» **GIVEN INFORMATION**

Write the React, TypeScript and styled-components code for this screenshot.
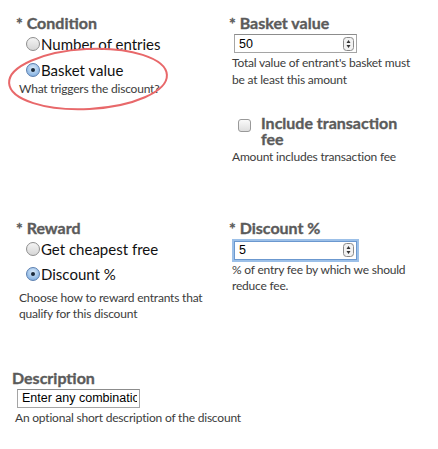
import React from 'react'
import styled, { createGlobalStyle, css } from 'styled-components'

const Global = createGlobalStyle`
body{margin:0;background:#fff;font-family:Lato,"Open Sans",sans-serif;}
`

const Page = styled.div`
position:relative;
width:438px;
height:449px;
padding:14px 0 0 16px;
box-sizing:border-box;
`

const Grid = styled.div`
display:grid;
grid-template-columns:213px 205px;
`

const Field = styled.div<{ $top?: number }>`
display:flex;
flex-direction:column;
align-items:flex-start;
margin-top:${p => p.$top || 0}px;
`

const Label = styled.div`
font-size:16px;
line-height:18px;
font-weight:700;
color:#5b5b5b;
-webkit-text-stroke:0.35px #5b5b5b;
`

const Options = styled.div<{ $gap?: number }>`
display:flex;
flex-direction:column;
gap:${p => p.$gap ?? 6}px;
margin:2px 0 0 10px;
`

const Option = styled.label`
display:flex;
align-items:center;
font-size:15px;
line-height:20px;
color:#111;
`

const Radio = styled.span<{ $on?: boolean }>`
width:12px;
height:12px;
border-radius:50%;
border:1px solid #8e8e8e;
margin-right:1px;
display:flex;
align-items:center;
justify-content:center;
background:linear-gradient(#f4f4f4,#d6d6d6);
${p => p.$on && css`
border-color:#5b7fb0;
background:radial-gradient(circle at 50% 35%,#dcecfb,#8fb8e4 70%,#6d9fd6);
&::after{content:'';width:4px;height:4px;border-radius:50%;background:#1b2a3a;}
`}
`

const Help = styled.div<{ $w?: number; $top?: number }>`
font-size:12px;
letter-spacing:-0.2px;
line-height:16.5px;
color:#3c3c3c;
margin:${p => p.$top ?? 2}px 0 0 3px;
width:${p => p.$w || 200}px;
`

const InputBox = styled.div<{ $focus?: boolean; $w?: number }>`
margin:2px 0 0 5px;
width:${p => p.$w || 123}px;
height:19px;
box-sizing:border-box;
border:1px solid #a5a5a5;
border-top-color:#8c8c8c;
display:flex;
align-items:center;
padding:0 2px 0 4px;
background:#fff;
${p => p.$focus && css`
margin:4px 0 0 5px;
border-color:#6b98cf;
box-shadow:0 0 0 2px #9cc0e8;
`}
`

const Value = styled.span`
flex:1;
white-space:nowrap;
overflow:hidden;
font-family:"Liberation Sans",Arial,sans-serif;
font-size:12.5px;
color:#000;
`

const CheckRow = styled.div`
display:flex;
align-items:flex-start;
margin:27px 0 0 9px;
`

const Check = styled.span`
width:11px;
height:11px;
border:1px solid #999;
border-radius:3px;
background:linear-gradient(#fafafa,#dedede);
margin:4px 10px 0 0;
flex:none;
`

const CheckLabel = styled(Label)`
line-height:16px;
width:145px;
`

const Desc = styled(Field)`
margin:46px 0 0 -4px;
`

const Circle = styled.svg`
position:absolute;
left:0;
top:38px;
pointer-events:none;
`

const Spinner = () => (
  <svg width="11" height="14" viewBox="0 0 11 14">
    <rect x="0.5" y="0.5" width="10" height="13" rx="3" fill="#f2f2f2" stroke="#8a8a8a" />
    <path d="M3.5 6 L5.5 3 L7.5 6 Z M3.5 8 L5.5 11 L7.5 8 Z" fill="#333" />
  </svg>
)

export default function App() {
  return (
    <Page>
      <Global />
      <Grid>
        <Field>
          <Label>* Condition</Label>
          <Options>
            <Option><Radio />Number of entries</Option>
            <Option><Radio $on />Basket value</Option>
          </Options>
          <Help $top={1}>What triggers the discount?</Help>
        </Field>
        <Field>
          <Label>* Basket value</Label>
          <InputBox><Value>50</Value><Spinner /></InputBox>
          <Help $w={185}>Total value of entrant's basket must be at least this amount</Help>
          <CheckRow>
            <Check />
            <CheckLabel>Include transaction fee</CheckLabel>
          </CheckRow>
          <Help>Amount includes transaction fee</Help>
        </Field>
        <Field $top={53}>
          <Label>* Reward</Label>
          <Options $gap={5}>
            <Option><Radio />Get cheapest free</Option>
            <Option><Radio $on />Discount %</Option>
          </Options>
          <Help $top={6}>Choose how to reward entrants that qualify for this discount</Help>
        </Field>
        <Field $top={53}>
          <Label>* Discount %</Label>
          <InputBox $focus><Value>5</Value><Spinner /></InputBox>
          <Help $w={195}>% of entry fee by which we should reduce fee.</Help>
        </Field>
      </Grid>
      <Desc>
        <Label>Description</Label>
        <InputBox><Value>Enter any combination</Value></InputBox>
        <Help $w={280}>An optional short description of the discount</Help>
      </Desc>
      <Circle width="180" height="80" viewBox="0 0 180 80">
        <ellipse cx="88" cy="41" rx="79" ry="30" fill="none" stroke="#e8686a" strokeWidth="2" transform="rotate(-3 88 41)" />
      </Circle>
    </Page>
  )
}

» **PROBLEM**
Count the lines that hold the string "React", and reply with that number alone.

» **COMPLETE RESPONSE**
2